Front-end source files
━━━━━━━━━━
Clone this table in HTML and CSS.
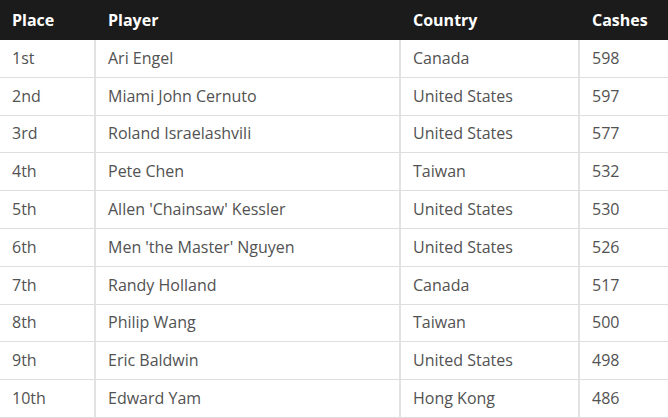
FILE: index.html
```html
<!DOCTYPE html>
<html>
<head>
<meta charset="utf-8">
<link rel="stylesheet" href="styles.css">
</head>
<body>
<table class="ranking">
  <colgroup>
    <col class="c-place"><col class="c-player"><col class="c-country"><col class="c-cashes">
  </colgroup>
  <thead>
    <tr><th>Place</th><th>Player</th><th>Country</th><th>Cashes</th></tr>
  </thead>
  <tbody>
    <tr><td>1st</td><td>Ari Engel</td><td>Canada</td><td>598</td></tr>
    <tr><td>2nd</td><td>Miami John Cernuto</td><td>United States</td><td>597</td></tr>
    <tr><td>3rd</td><td>Roland Israelashvili</td><td>United States</td><td>577</td></tr>
    <tr><td>4th</td><td>Pete Chen</td><td>Taiwan</td><td>532</td></tr>
    <tr><td>5th</td><td>Allen 'Chainsaw' Kessler</td><td>United States</td><td>530</td></tr>
    <tr><td>6th</td><td>Men 'the Master' Nguyen</td><td>United States</td><td>526</td></tr>
    <tr><td>7th</td><td>Randy Holland</td><td>Canada</td><td>517</td></tr>
    <tr><td>8th</td><td>Philip Wang</td><td>Taiwan</td><td>500</td></tr>
    <tr><td>9th</td><td>Eric Baldwin</td><td>United States</td><td>498</td></tr>
    <tr><td>10th</td><td>Edward Yam</td><td>Hong Kong</td><td>486</td></tr>
  </tbody>
</table>
</body>
</html>
```
FILE: styles.css
```css
html, body {
  margin: 0;
  padding: 0;
  background: #fff;
}
.ranking {
  width: 668px;
  border-collapse: separate;
  border-spacing: 0;
  table-layout: fixed;
  font-family: "Open Sans", "Liberation Sans", sans-serif;
  font-size: 16px;
}
.c-place { width: 94px; }
.c-player { width: 305px; }
.c-country { width: 179px; }
.c-cashes { width: 90px; }
.ranking th {
  background: #1b1b1b;
  color: #fff;
  font-weight: 700;
  text-align: left;
  height: 40px;
  padding: 0 12px 1px;
  box-sizing: border-box;
  border: none;
}
.ranking th + th { padding-left: 14px; }
.ranking td {
  height: 37.8px;
  padding: 0 12px 1px;
  color: #525252;
  border-bottom: 1px solid #dedede;
  box-sizing: border-box;
}
.ranking td + td {
  border-left: 2px solid #e2e2e2;
}
```
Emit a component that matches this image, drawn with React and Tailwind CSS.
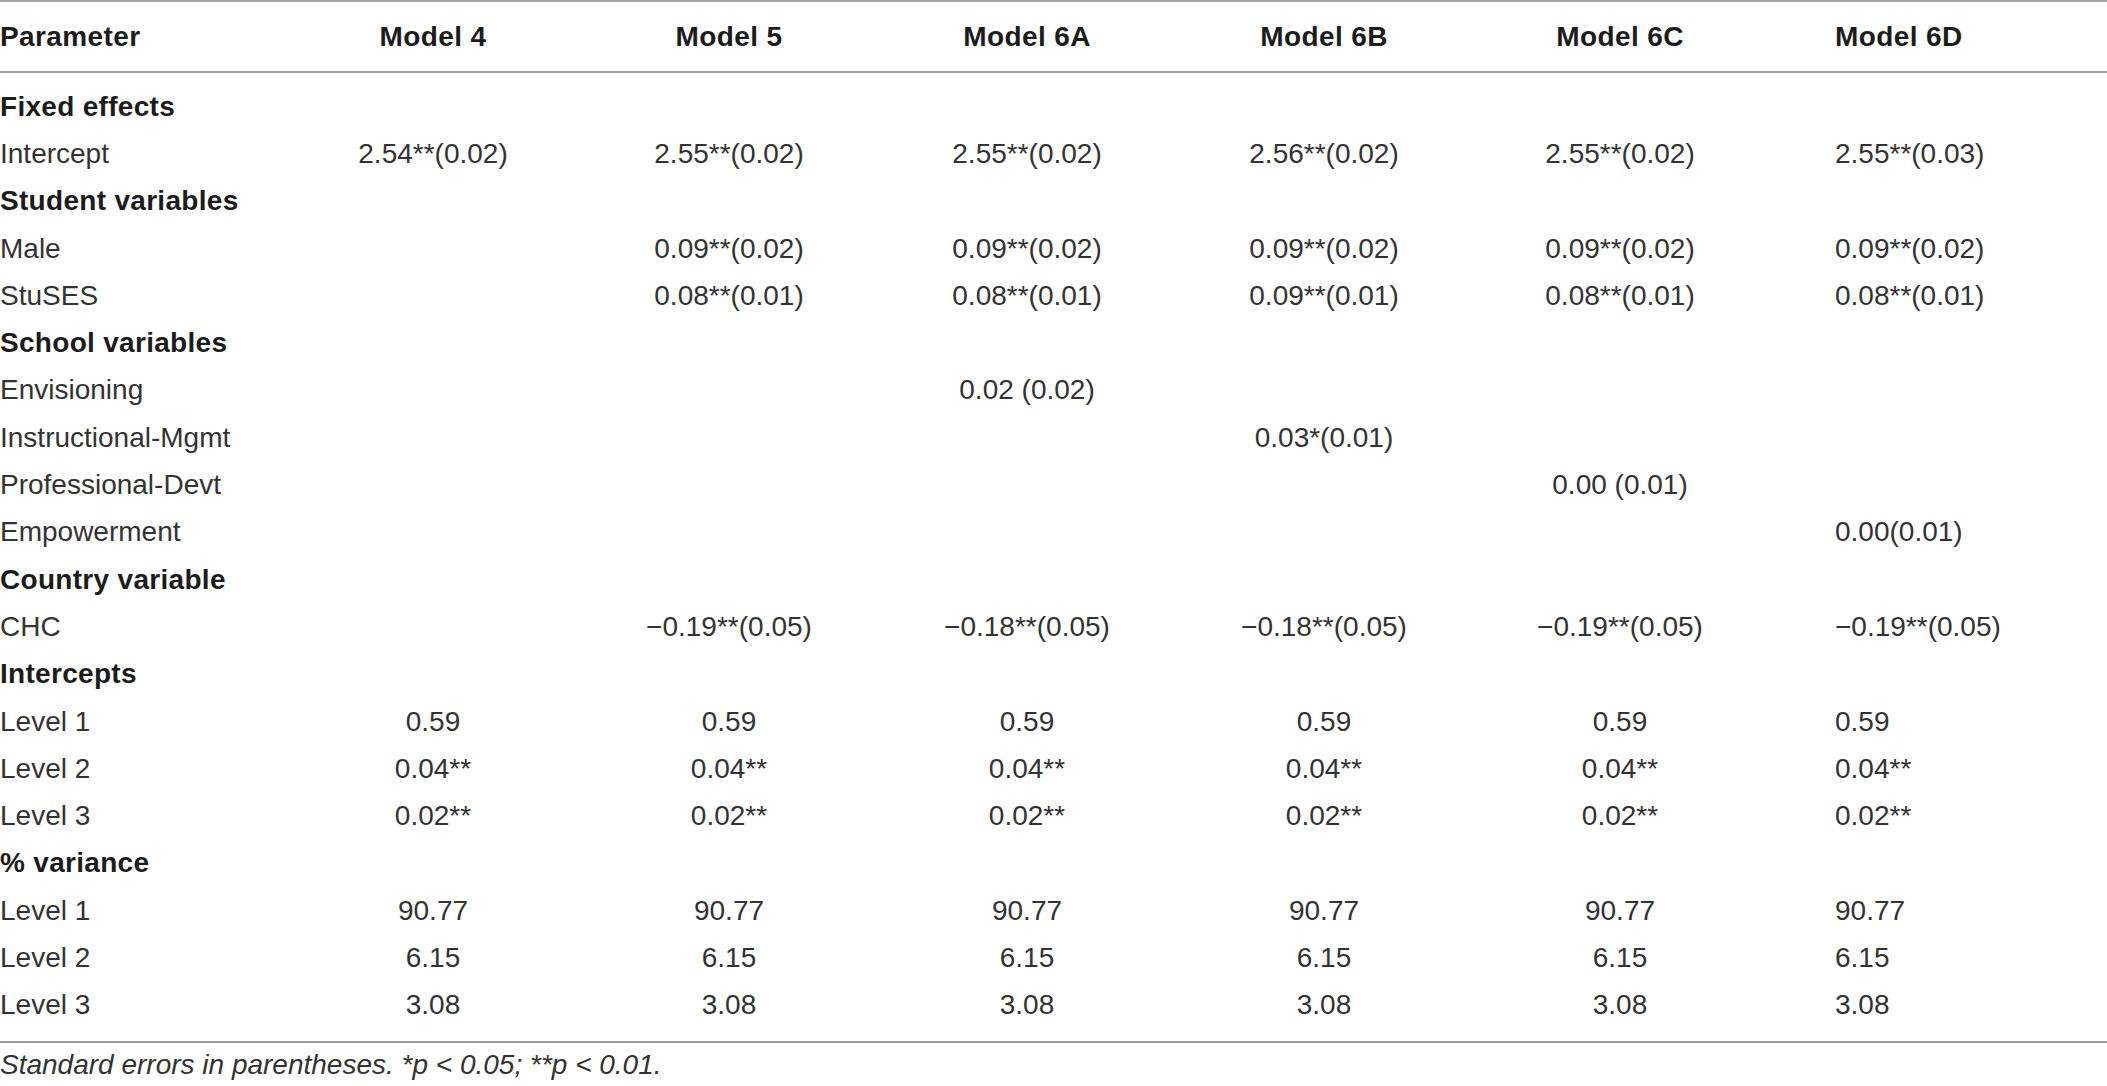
━━━━━━━━━━
Leave the images out, please, and restate each line word for word.

FINAL RESULT =>
Clone this table in HTML and CSS.
FILE: index.html
```html
<!DOCTYPE html>
<html>
<head>
<meta charset="utf-8">
<link rel="stylesheet" href="styles.css">
</head>
<body>
<table class="ranking">
  <colgroup>
    <col class="c-place"><col class="c-player"><col class="c-country"><col class="c-cashes">
  </colgroup>
  <thead>
    <tr><th>Place</th><th>Player</th><th>Country</th><th>Cashes</th></tr>
  </thead>
  <tbody>
    <tr><td>1st</td><td>Ari Engel</td><td>Canada</td><td>598</td></tr>
    <tr><td>2nd</td><td>Miami John Cernuto</td><td>United States</td><td>597</td></tr>
    <tr><td>3rd</td><td>Roland Israelashvili</td><td>United States</td><td>577</td></tr>
    <tr><td>4th</td><td>Pete Chen</td><td>Taiwan</td><td>532</td></tr>
    <tr><td>5th</td><td>Allen 'Chainsaw' Kessler</td><td>United States</td><td>530</td></tr>
    <tr><td>6th</td><td>Men 'the Master' Nguyen</td><td>United States</td><td>526</td></tr>
    <tr><td>7th</td><td>Randy Holland</td><td>Canada</td><td>517</td></tr>
    <tr><td>8th</td><td>Philip Wang</td><td>Taiwan</td><td>500</td></tr>
    <tr><td>9th</td><td>Eric Baldwin</td><td>United States</td><td>498</td></tr>
    <tr><td>10th</td><td>Edward Yam</td><td>Hong Kong</td><td>486</td></tr>
  </tbody>
</table>
</body>
</html>
```
FILE: styles.css
```css
html, body {
  margin: 0;
  padding: 0;
  background: #fff;
}
.ranking {
  width: 668px;
  border-collapse: separate;
  border-spacing: 0;
  table-layout: fixed;
  font-family: "Open Sans", "Liberation Sans", sans-serif;
  font-size: 16px;
}
.c-place { width: 94px; }
.c-player { width: 305px; }
.c-country { width: 179px; }
.c-cashes { width: 90px; }
.ranking th {
  background: #1b1b1b;
  color: #fff;
  font-weight: 700;
  text-align: left;
  height: 40px;
  padding: 0 12px 1px;
  box-sizing: border-box;
  border: none;
}
.ranking th + th { padding-left: 14px; }
.ranking td {
  height: 37.8px;
  padding: 0 12px 1px;
  color: #525252;
  border-bottom: 1px solid #dedede;
  box-sizing: border-box;
}
.ranking td + td {
  border-left: 2px solid #e2e2e2;
}
```
Emit a component that matches this image, drawn with React and Tailwind CSS.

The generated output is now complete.